DATA EXCERPT -
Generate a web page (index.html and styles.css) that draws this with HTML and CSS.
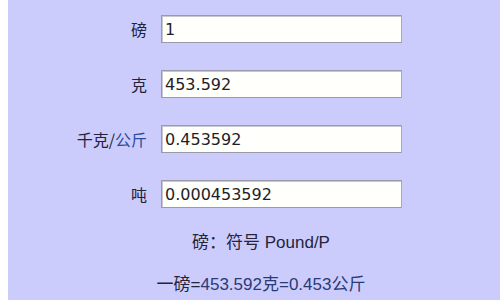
FILE: index.html
```html
<!DOCTYPE html>
<html lang="zh">
<head>
<meta charset="utf-8">
<link rel="stylesheet" href="styles.css">
</head>
<body>
<div class="page">
  <div class="form">
    <label class="lbl">磅</label><input class="box" value="1">
    <label class="lbl">克</label><input class="box" value="453.592">
    <label class="lbl">千克/<span class="link">公斤</span></label><input class="box" value="0.453592">
    <label class="lbl">吨</label><input class="box" value="0.000453592">
  </div>
  <div class="notes">
    <p class="note">磅：符号 Pound/P</p>
    <p class="note">一磅=<span class="val">453.592克=0.453公斤</span></p>
  </div>
</div>
</body>
</html>
```
FILE: styles.css
```css
html, body {
  margin: 0;
  padding: 0;
  background: #ffffff;
  height: 100%;
  overflow: hidden;
}
.page {
  margin-left: 8px;
  height: 300px;
  background: #ccccfc;
  padding-top: 15px;
  box-sizing: border-box;
}
.form {
  display: grid;
  grid-template-columns: 139px 241px;
  column-gap: 14px;
  row-gap: 27px;
  align-items: center;
}
.lbl {
  text-align: right;
  font-family: "Noto Sans CJK SC", sans-serif;
  font-size: 16px;
  color: #22223a;
  line-height: 28px;
}
.link { color: #2d4a9c; }
.box {
  height: 28px;
  box-sizing: border-box;
  border: 1px solid #9a9aaa;
  border-right-color: #a8a8b8;
  box-shadow: inset 1px 1px 0 #c8c8d0;
  background: #fffffc;
  padding: 0 3px;
  margin: 0;
  font-family: "DejaVu Sans", sans-serif;
  font-size: 16px;
  color: #1e1e28;
  outline: none;
}
.notes {
  display: flex;
  flex-direction: column;
  align-items: center;
  padding-left: 14px;
  padding-top: 23px;
  row-gap: 18px;
}
.note {
  margin: 0;
  font-family: "Liberation Sans", "Noto Sans CJK SC", sans-serif;
  font-size: 17px;
  line-height: 24px;
  color: #24243c;
}
.val { color: #2a3a74; }
```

REQUEST - Each line above is to be copied verbatim. Drop any image from the copy.

COMPLETED EXERCISE -
Generate a web page (index.html and styles.css) that draws this with HTML and CSS.
FILE: index.html
```html
<!DOCTYPE html>
<html lang="zh">
<head>
<meta charset="utf-8">
<link rel="stylesheet" href="styles.css">
</head>
<body>
<div class="page">
  <div class="form">
    <label class="lbl">磅</label><input class="box" value="1">
    <label class="lbl">克</label><input class="box" value="453.592">
    <label class="lbl">千克/<span class="link">公斤</span></label><input class="box" value="0.453592">
    <label class="lbl">吨</label><input class="box" value="0.000453592">
  </div>
  <div class="notes">
    <p class="note">磅：符号 Pound/P</p>
    <p class="note">一磅=<span class="val">453.592克=0.453公斤</span></p>
  </div>
</div>
</body>
</html>
```
FILE: styles.css
```css
html, body {
  margin: 0;
  padding: 0;
  background: #ffffff;
  height: 100%;
  overflow: hidden;
}
.page {
  margin-left: 8px;
  height: 300px;
  background: #ccccfc;
  padding-top: 15px;
  box-sizing: border-box;
}
.form {
  display: grid;
  grid-template-columns: 139px 241px;
  column-gap: 14px;
  row-gap: 27px;
  align-items: center;
}
.lbl {
  text-align: right;
  font-family: "Noto Sans CJK SC", sans-serif;
  font-size: 16px;
  color: #22223a;
  line-height: 28px;
}
.link { color: #2d4a9c; }
.box {
  height: 28px;
  box-sizing: border-box;
  border: 1px solid #9a9aaa;
  border-right-color: #a8a8b8;
  box-shadow: inset 1px 1px 0 #c8c8d0;
  background: #fffffc;
  padding: 0 3px;
  margin: 0;
  font-family: "DejaVu Sans", sans-serif;
  font-size: 16px;
  color: #1e1e28;
  outline: none;
}
.notes {
  display: flex;
  flex-direction: column;
  align-items: center;
  padding-left: 14px;
  padding-top: 23px;
  row-gap: 18px;
}
.note {
  margin: 0;
  font-family: "Liberation Sans", "Noto Sans CJK SC", sans-serif;
  font-size: 17px;
  line-height: 24px;
  color: #24243c;
}
.val { color: #2a3a74; }
```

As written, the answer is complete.